Data shown ::
┌────────

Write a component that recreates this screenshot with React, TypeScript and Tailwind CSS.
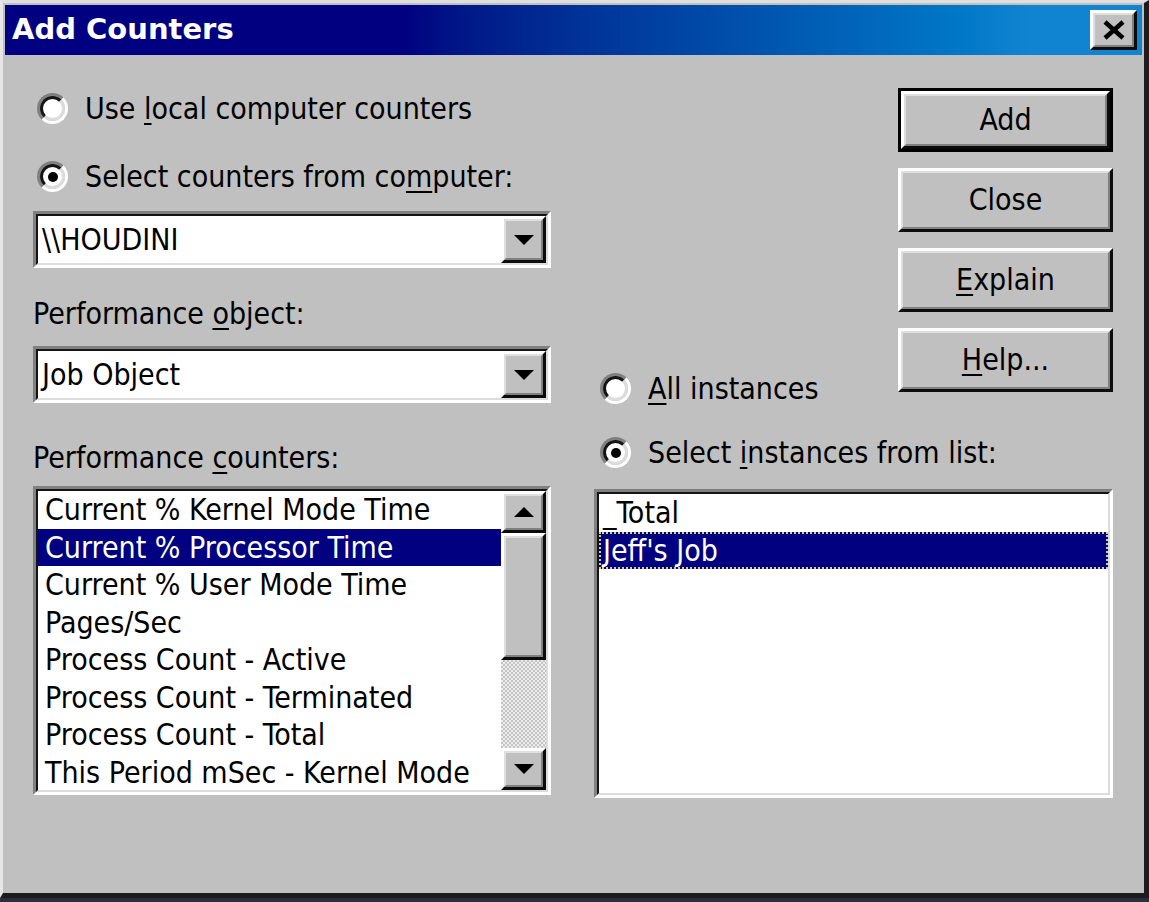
import React from 'react'

const counters = [
  'Current % Kernel Mode Time',
  'Current % Processor Time',
  'Current % User Mode Time',
  'Pages/Sec',
  'Process Count - Active',
  'Process Count - Terminated',
  'Process Count - Total',
  'This Period mSec - Kernel Mode',
]

// sunken 3d frame for edit fields and list boxes
function Sunken({ className = '', children }: { className?: string; children: React.ReactNode }) {
  return (
    <div className={`border-[3px] border-t-[#808080] border-l-[#808080] border-r-white border-b-white ${className}`}>
      <div className="h-full border-2 border-t-[#141414] border-l-[#141414] border-r-[#dcdcdc] border-b-[#dcdcdc] bg-white flex overflow-hidden">
        {children}
      </div>
    </div>
  )
}

// raised 3d bevel, used for buttons and scroll parts
function Raised({ className = '', children }: { className?: string; children?: React.ReactNode }) {
  return (
    <div className={`border-[3px] border-t-white border-l-white border-r-[#0c0c0c] border-b-[#0c0c0c] ${className}`}>
      <div className="h-full border-2 border-t-[#dfdfdf] border-l-[#dfdfdf] border-r-[#808080] border-b-[#808080] bg-[#c0c0c0] flex items-center justify-center">
        {children}
      </div>
    </div>
  )
}

function Radio({ checked }: { checked?: boolean }) {
  return (
    <div className="w-[31px] h-[31px] shrink-0 rounded-full border-[3px] border-t-[#808080] border-l-[#808080] border-r-white border-b-white">
      <div className="w-full h-full rounded-full border-[3px] border-t-[#141414] border-l-[#141414] border-r-[#dcdcdc] border-b-[#dcdcdc] bg-white flex items-center justify-center">
        {checked && <div className="w-[10px] h-[10px] rounded-full bg-black" />}
      </div>
    </div>
  )
}

function Tri({ up }: { up?: boolean }) {
  return (
    <svg width="20" height="10" viewBox="0 0 20 10">
      <polygon points={up ? '10,0 20,10 0,10' : '0,0 20,0 10,10'} fill="#000" />
    </svg>
  )
}

function Combo({ value }: { value: string }) {
  return (
    <Sunken className="h-[57px]">
      <div className="flex-1 flex items-center pl-[4px] text-[30px] leading-none">{value}</div>
      <Raised className="w-[45px] h-full">
        <Tri />
      </Raised>
    </Sunken>
  )
}

function Btn({ children, isDefault }: { children: React.ReactNode; isDefault?: boolean }) {
  return (
    <div className={`h-[64px] ${isDefault ? 'border-[3px] border-black' : ''}`}>
      <Raised className="h-full">
        <span className="text-[30px] leading-none">{children}</span>
      </Raised>
    </div>
  )
}

const u = 'underline underline-offset-[4px] decoration-2'

export default function App() {
  return (
    <div className="min-h-screen bg-[#2c2c3c]">
      <div className="w-[1149px] h-[898px] bg-[#c0c0c0] text-black border-t-[3px] border-l-[3px] border-t-[#dfdfdf] border-l-[#e6e6e6] border-r-[5px] border-b-[5px] border-r-[#1c1c1c] border-b-[#1c1c1c] p-[2px] flex flex-col [font-family:'DejaVu_Sans_Condensed','DejaVu_Sans',sans-serif] font-stretch-condensed">
        {/* title bar */}
        <div className="h-[50px] shrink-0 flex items-center justify-between bg-linear-to-r from-[#000080] from-35% to-[#1084d0] to-90%">
          <span className="pl-[7px] text-white font-bold text-[29px] [font-family:'DejaVu_Sans',sans-serif] [font-stretch:normal]">
            Add Counters
          </span>
          <Raised className="w-[47px] h-[40px] mr-[5px]">
            <svg width="24" height="20" viewBox="0 0 24 20">
              <path d="M3 2 L21 18 M21 2 L3 18" stroke="#000" strokeWidth="4.5" />
            </svg>
          </Raised>
        </div>

        <div className="flex flex-1 pl-[28px] text-[30px] leading-none">
          {/* left column */}
          <div className="w-[518px] flex flex-col pt-[38px]">
            <div className="h-[31px] flex items-center gap-[17px] pl-[4px]">
              <Radio />
              <span>Use <u className={u}>l</u>ocal computer counters</span>
            </div>
            <div className="h-[31px] mt-[37px] flex items-center gap-[17px] pl-[4px]">
              <Radio checked />
              <span>Select counters from co<u className={u}>m</u>puter:</span>
            </div>
            <div className="mt-[19px]">
              <Combo value="\\HOUDINI" />
            </div>
            <div className="h-[36px] mt-[28px] flex items-center">
              <span>Performance <u className={u}>o</u>bject:</span>
            </div>
            <div className="mt-[14px]">
              <Combo value="Job Object" />
            </div>
            <div className="h-[36px] mt-[37px] flex items-center">
              <span>Performance <u className={u}>c</u>ounters:</span>
            </div>
            <Sunken className="h-[309px] mt-[10px]">
              <div className="flex-1 flex flex-col whitespace-nowrap">
                {counters.map((c, i) => (
                  <div
                    key={c}
                    className={`h-[37.5px] leading-[37.5px] pl-[7px] ${i === 1 ? 'bg-[#000080] text-white' : ''}`}
                  >
                    {c}
                  </div>
                ))}
              </div>
              <div className="w-[45px] flex flex-col">
                <Raised className="h-[42px]">
                  <Tri up />
                </Raised>
                <Raised className="h-[127px]" />
                <div className="flex-1 bg-[repeating-conic-gradient(#c4c4c4_0%_25%,#ececec_0%_50%)] bg-size-[4px_4px]" />
                <Raised className="h-[42px]">
                  <Tri />
                </Raised>
              </div>
            </Sunken>
          </div>

          {/* right column */}
          <div className="w-[519px] ml-[43px] flex flex-col pt-[33px]">
            <div className="w-[215px] self-end flex flex-col gap-[16px]">
              <Btn isDefault>Add</Btn>
              <Btn>Close</Btn>
              <Btn><u className={u}>E</u>xplain</Btn>
              <Btn><u className={u}>H</u>elp...</Btn>
            </div>
            <div className="h-[31px] mt-[-19px] flex items-center gap-[17px] pl-[6px]">
              <Radio />
              <span><u className={u}>A</u>ll instances</span>
            </div>
            <div className="h-[31px] mt-[33px] flex items-center gap-[17px] pl-[6px]">
              <Radio checked />
              <span>Select <u className={u}>i</u>nstances from list:</span>
            </div>
            <Sunken className="h-[309px] mt-[21px]">
              <div className="flex-1 flex flex-col whitespace-nowrap">
                <div className="h-[37.5px] leading-[37.5px] pl-[4px]">_Total</div>
                <div className="h-[37.5px] leading-[33.5px] pl-[2px] bg-[#000080] text-white border-2 border-dotted border-[#d6d08c]">
                  Jeff's Job
                </div>
              </div>
            </Sunken>
          </div>
        </div>
      </div>
    </div>
  )
}
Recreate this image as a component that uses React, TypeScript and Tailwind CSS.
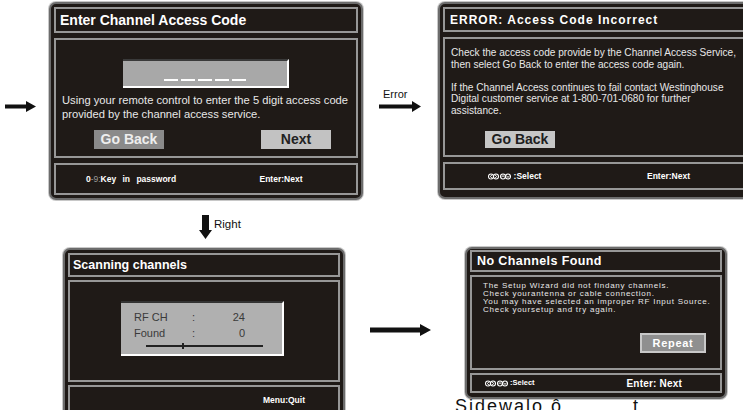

└────────

What needs to be done :: Reproduce the records verbatim, omitting all images they contain.

Solution below ::
Write a component that recreates this screenshot with React, TypeScript and Tailwind CSS.
import React from 'react'

const counters = [
  'Current % Kernel Mode Time',
  'Current % Processor Time',
  'Current % User Mode Time',
  'Pages/Sec',
  'Process Count - Active',
  'Process Count - Terminated',
  'Process Count - Total',
  'This Period mSec - Kernel Mode',
]

// sunken 3d frame for edit fields and list boxes
function Sunken({ className = '', children }: { className?: string; children: React.ReactNode }) {
  return (
    <div className={`border-[3px] border-t-[#808080] border-l-[#808080] border-r-white border-b-white ${className}`}>
      <div className="h-full border-2 border-t-[#141414] border-l-[#141414] border-r-[#dcdcdc] border-b-[#dcdcdc] bg-white flex overflow-hidden">
        {children}
      </div>
    </div>
  )
}

// raised 3d bevel, used for buttons and scroll parts
function Raised({ className = '', children }: { className?: string; children?: React.ReactNode }) {
  return (
    <div className={`border-[3px] border-t-white border-l-white border-r-[#0c0c0c] border-b-[#0c0c0c] ${className}`}>
      <div className="h-full border-2 border-t-[#dfdfdf] border-l-[#dfdfdf] border-r-[#808080] border-b-[#808080] bg-[#c0c0c0] flex items-center justify-center">
        {children}
      </div>
    </div>
  )
}

function Radio({ checked }: { checked?: boolean }) {
  return (
    <div className="w-[31px] h-[31px] shrink-0 rounded-full border-[3px] border-t-[#808080] border-l-[#808080] border-r-white border-b-white">
      <div className="w-full h-full rounded-full border-[3px] border-t-[#141414] border-l-[#141414] border-r-[#dcdcdc] border-b-[#dcdcdc] bg-white flex items-center justify-center">
        {checked && <div className="w-[10px] h-[10px] rounded-full bg-black" />}
      </div>
    </div>
  )
}

function Tri({ up }: { up?: boolean }) {
  return (
    <svg width="20" height="10" viewBox="0 0 20 10">
      <polygon points={up ? '10,0 20,10 0,10' : '0,0 20,0 10,10'} fill="#000" />
    </svg>
  )
}

function Combo({ value }: { value: string }) {
  return (
    <Sunken className="h-[57px]">
      <div className="flex-1 flex items-center pl-[4px] text-[30px] leading-none">{value}</div>
      <Raised className="w-[45px] h-full">
        <Tri />
      </Raised>
    </Sunken>
  )
}

function Btn({ children, isDefault }: { children: React.ReactNode; isDefault?: boolean }) {
  return (
    <div className={`h-[64px] ${isDefault ? 'border-[3px] border-black' : ''}`}>
      <Raised className="h-full">
        <span className="text-[30px] leading-none">{children}</span>
      </Raised>
    </div>
  )
}

const u = 'underline underline-offset-[4px] decoration-2'

export default function App() {
  return (
    <div className="min-h-screen bg-[#2c2c3c]">
      <div className="w-[1149px] h-[898px] bg-[#c0c0c0] text-black border-t-[3px] border-l-[3px] border-t-[#dfdfdf] border-l-[#e6e6e6] border-r-[5px] border-b-[5px] border-r-[#1c1c1c] border-b-[#1c1c1c] p-[2px] flex flex-col [font-family:'DejaVu_Sans_Condensed','DejaVu_Sans',sans-serif] font-stretch-condensed">
        {/* title bar */}
        <div className="h-[50px] shrink-0 flex items-center justify-between bg-linear-to-r from-[#000080] from-35% to-[#1084d0] to-90%">
          <span className="pl-[7px] text-white font-bold text-[29px] [font-family:'DejaVu_Sans',sans-serif] [font-stretch:normal]">
            Add Counters
          </span>
          <Raised className="w-[47px] h-[40px] mr-[5px]">
            <svg width="24" height="20" viewBox="0 0 24 20">
              <path d="M3 2 L21 18 M21 2 L3 18" stroke="#000" strokeWidth="4.5" />
            </svg>
          </Raised>
        </div>

        <div className="flex flex-1 pl-[28px] text-[30px] leading-none">
          {/* left column */}
          <div className="w-[518px] flex flex-col pt-[38px]">
            <div className="h-[31px] flex items-center gap-[17px] pl-[4px]">
              <Radio />
              <span>Use <u className={u}>l</u>ocal computer counters</span>
            </div>
            <div className="h-[31px] mt-[37px] flex items-center gap-[17px] pl-[4px]">
              <Radio checked />
              <span>Select counters from co<u className={u}>m</u>puter:</span>
            </div>
            <div className="mt-[19px]">
              <Combo value="\\HOUDINI" />
            </div>
            <div className="h-[36px] mt-[28px] flex items-center">
              <span>Performance <u className={u}>o</u>bject:</span>
            </div>
            <div className="mt-[14px]">
              <Combo value="Job Object" />
            </div>
            <div className="h-[36px] mt-[37px] flex items-center">
              <span>Performance <u className={u}>c</u>ounters:</span>
            </div>
            <Sunken className="h-[309px] mt-[10px]">
              <div className="flex-1 flex flex-col whitespace-nowrap">
                {counters.map((c, i) => (
                  <div
                    key={c}
                    className={`h-[37.5px] leading-[37.5px] pl-[7px] ${i === 1 ? 'bg-[#000080] text-white' : ''}`}
                  >
                    {c}
                  </div>
                ))}
              </div>
              <div className="w-[45px] flex flex-col">
                <Raised className="h-[42px]">
                  <Tri up />
                </Raised>
                <Raised className="h-[127px]" />
                <div className="flex-1 bg-[repeating-conic-gradient(#c4c4c4_0%_25%,#ececec_0%_50%)] bg-size-[4px_4px]" />
                <Raised className="h-[42px]">
                  <Tri />
                </Raised>
              </div>
            </Sunken>
          </div>

          {/* right column */}
          <div className="w-[519px] ml-[43px] flex flex-col pt-[33px]">
            <div className="w-[215px] self-end flex flex-col gap-[16px]">
              <Btn isDefault>Add</Btn>
              <Btn>Close</Btn>
              <Btn><u className={u}>E</u>xplain</Btn>
              <Btn><u className={u}>H</u>elp...</Btn>
            </div>
            <div className="h-[31px] mt-[-19px] flex items-center gap-[17px] pl-[6px]">
              <Radio />
              <span><u className={u}>A</u>ll instances</span>
            </div>
            <div className="h-[31px] mt-[33px] flex items-center gap-[17px] pl-[6px]">
              <Radio checked />
              <span>Select <u className={u}>i</u>nstances from list:</span>
            </div>
            <Sunken className="h-[309px] mt-[21px]">
              <div className="flex-1 flex flex-col whitespace-nowrap">
                <div className="h-[37.5px] leading-[37.5px] pl-[4px]">_Total</div>
                <div className="h-[37.5px] leading-[33.5px] pl-[2px] bg-[#000080] text-white border-2 border-dotted border-[#d6d08c]">
                  Jeff's Job
                </div>
              </div>
            </Sunken>
          </div>
        </div>
      </div>
    </div>
  )
}
Recreate this image as a component that uses React, TypeScript and Tailwind CSS.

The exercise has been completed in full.